The bottom line for me is this: some will continue to disagree with my choice to visit Burma, and there is no question that a portion of the money I spent – no matter how carefully distributed it was – will make its way to the Government. But the local people I met were so thirsty for dialogue and human interaction, and so desperate to communicate with outsiders, that I feel comfortable with my choice. As a friend of mine said: people to people links can expand choices and enable opportunity too.

2) The Money Issue

There are many rumours circulating about Burma’s complicated money situation, and I am here to tell you that they are almost all true. The country works on a closed money economy, so the official currency (the Kyat) cannot be purchased outside Burma. Interestingly enough, the official exchange rate when I visited was 6.61 to the US Dollar and that same dollar fetched me 1,100 Kyat on the black market. Like many things in Burma, what is on paper is not necessarily reality. But here is what you need to know:

- There are no ATMs in the country. Yes, there are banks. No you cannot withdraw money from them.


The many different iterations of Myanmar’s currency, including the last shot from when the Japanese occupied the country.

- If you run into a serious bind, there is one hotel in Yangon (The Strand Hotel) that will allow you to withdraw as against your Visa card, with 12% commission charged. Note: commenters have said that they withdrew at 10% after returning several days in a row to ask if they could withdraw the funds] You must go first thing in the morning as they have a limit on the amount of money they will permit to be withdrawn this way.

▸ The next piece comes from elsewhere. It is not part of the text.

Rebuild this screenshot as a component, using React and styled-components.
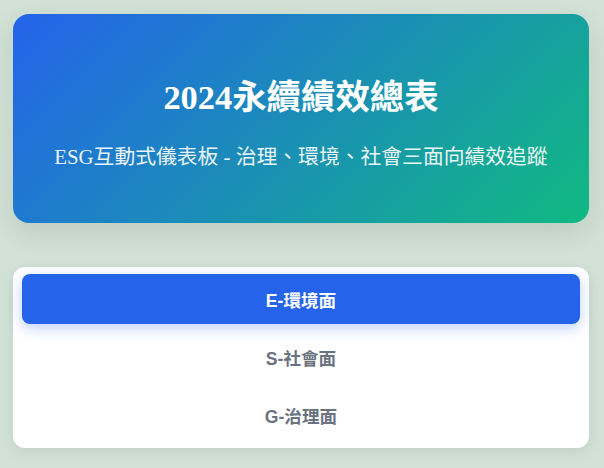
import React, { useState } from 'react';
import styled, { createGlobalStyle } from 'styled-components';

const GlobalStyle = createGlobalStyle`
  html, body {
    margin: 0;
    padding: 0;
    background: #d2e2d6;
  }
  body {
    font-family: "Liberation Serif", "Noto Sans CJK TC", serif;
  }
`;

const Page = styled.div`
  display: flex;
  flex-direction: column;
  gap: 44px;
  padding: 14px 15px 20px 13px;
`;

const Header = styled.header`
  display: flex;
  flex-direction: column;
  align-items: center;
  gap: 26px;
  padding: 63px 24px 52px;
  border-radius: 16px;
  background: linear-gradient(135deg, #2563eb 0%, #10b981 100%);
  box-shadow: 0 10px 30px rgba(0, 0, 0, 0.1);
  color: #ffffff;
  text-align: center;
`;

const Title = styled.h1`
  margin: 0;
  font-size: 34.4px;
  line-height: 40px;
  font-weight: 700;
`;

const Subtitle = styled.p`
  margin: 0;
  font-size: 20.8px;
  line-height: 28px;
  opacity: 0.9;
`;

const TabCard = styled.nav`
  display: flex;
  flex-direction: column;
  gap: 8px;
  padding: 7px 9px 8px;
  background: #ffffff;
  border-radius: 12px;
  box-shadow: 0 4px 16px rgba(0, 0, 0, 0.08);
`;

const Tab = styled.button`
  height: 50px;
  border: none;
  border-radius: 8px;
  cursor: pointer;
  font-family: "Liberation Sans", "Noto Sans CJK TC", sans-serif;
  font-size: 17.6px;
  font-weight: 700;
  background: ${(p) => (p.$active ? '#2563eb' : 'transparent')};
  color: ${(p) => (p.$active ? '#ffffff' : '#6b7280')};
  box-shadow: ${(p) => (p.$active ? '0 4px 14px rgba(37, 99, 235, 0.3)' : 'none')};
`;

const tabs = ['E-環境面', 'S-社會面', 'G-治理面'];

export default function App() {
  const [active, setActive] = useState(0);
  return (
    <>
      <GlobalStyle />
      <Page>
        <Header>
          <Title>2024永續績效總表</Title>
          <Subtitle>ESG互動式儀表板 - 治理、環境、社會三面向績效追蹤</Subtitle>
        </Header>
        <TabCard>
          {tabs.map((t, i) => (
            <Tab key={t} $active={active === i} onClick={() => setActive(i)}>
              {t}
            </Tab>
          ))}
        </TabCard>
      </Page>
    </>
  );
}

- You must bring new US Dollars with you. By new, I mean ‘brand spanking new’. No bends at all, no creases, no spots and certainly no tears. I got into a small argument with a government official about a US bill because he said there was an ‘invisible spot’ on it and it could not be used, even thought it was otherwise pristine. When, in my annoyance, I licked the bill and handed it back to him he was not a happy man.

-Said new US dollars must be printed after the year 2000, preferably after 2003.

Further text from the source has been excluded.